In December 2017, our colleagues from PEN International, PEN Belgium/Flanders, and PEN Turkey joined fellow organisations, the Aachen Peace Award organisation Reporters without Borders (RSF), to observe several hearings in the cases of Cumhuriyet daily, the Academics for Peace and the Özgür Gündem solidarity campaign, which took place in Çağlayan court house in Istanbul.
RSF Secretary-General Christophe Deloire, said:
These cases, individually and together, illustrate the onslaught on the right to freedom of expression in Turkey. We continue to call for the release of all journalists who are in prison for their journalistic activities and for the restoration of pluralism in Turkey.
On 25 December the Cumhuriyet hearing, scheduled to take place over two days and turn on hearing expert and witness testimonies, was cut short after the judge interrupted Ahmet Şık’s defence statement and expelled him from the courtroom for allegedly disrupting the proceedings, after which defence counsel requested the recusal of the judges.
Laurens Hueting, Europe Programme Coordinator for PEN International, who attended the hearing described proceedings as follows:
The trial has been characterised by procedural violations throughout. The lack of respect for the right of defence in yesterday’s hearing once again clearly shows the lack of independence and impartiality of the judiciary in the case.
Cumhuriyet staff, including English PEN’s former writer-in-residence Ahmet Şık, are facing criminal charges for allegedly supporting terrorist organisations. The prosecution is based primarily on a misreading of articles that appeared in the newspaper and insignificant contacts between journalists and sources. Ahmet Şık and his colleagues Murat Sabuncu and Akın Atalay, as the case is adjourned to 9 March. Emre İper, an accounting department employee at Cumhuriyet was released on 29 December after more than 250 days in detention, and took the opportunity to pass a message from Şık to his supporters: ‘Ahmet says hello to you all’.
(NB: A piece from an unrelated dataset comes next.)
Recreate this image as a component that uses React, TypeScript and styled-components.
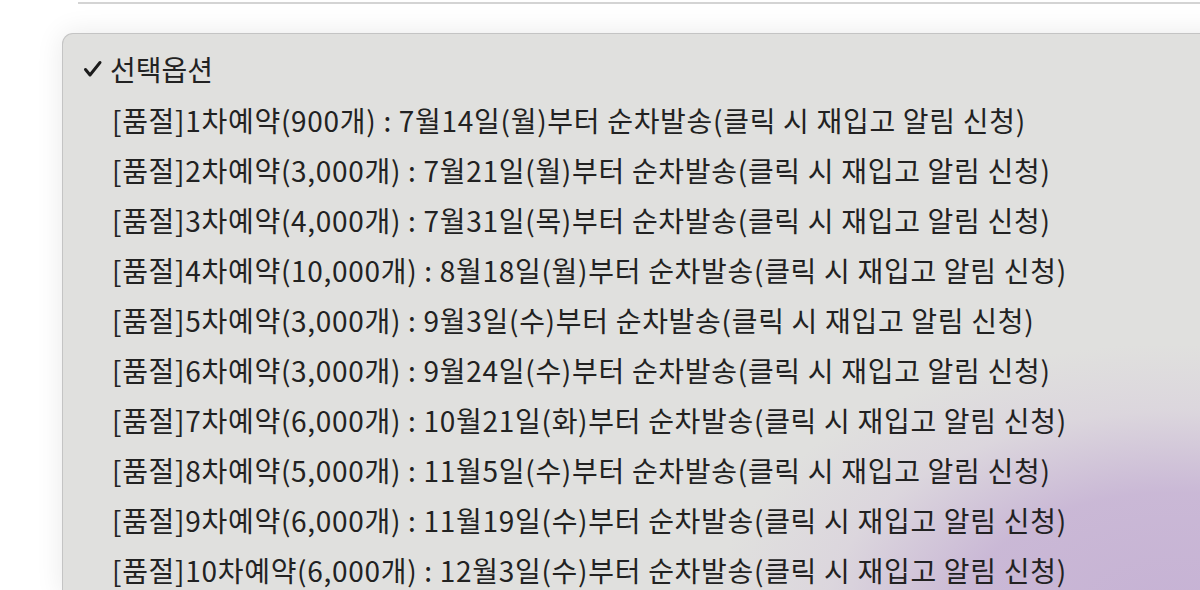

On 26 December, hearings were held in several cases of the Academics for Peace who are among a group of more than 1100 academics on trial. They are facing criminal charges for allegedly propagandising for and supporting a terrorist organisation, based on their undersigning of a declaration that calls for peace in the South-East of Turkey. It remains unclear whether charges based on article 301 of the criminal code, ‘insulting Turkishness’, will also be pursued. All cases were adjourned until April in light of the lack of clarity concerning the charges.
Denis Dion Dreisbusch of the Aachen Peace Award commented that:
The state should not hate people for peacefully expressing their opinion. These trials, instituted for calling for peace and dialogue, go against the most basic of democratic and human values.
Also on 26 December, the case against RSF’s representative in Turkey Erol Önderoglu, prominent human rights defender Şebnem Korur Fincancı and writer Ahmet Nesin continued. They are being tried on charges of propagandising for a terrorist organisation, condoning crime and inciting crime for their participation in a solidarity campaign in mid-2016 with Kurdish daily Özgür Gündem, which was facing judicial persecution and was eventually forcibly closed in August 2016. In total, 41 people have been or are being prosecuted for their participation in the solidarity campaign with the newspaper. The case was adjourned in light of the absence of Nesin, who lives in exile in France.
‘We call for all on-going prosecutions to be dismissed and for the reversal of convictions in the cases related to Özgür Gündem,’ said Deloire. ‘The censorship of Özgür Gündem and the persecution of their supporters are an unacceptable attack on free media and those who stand up in its support.’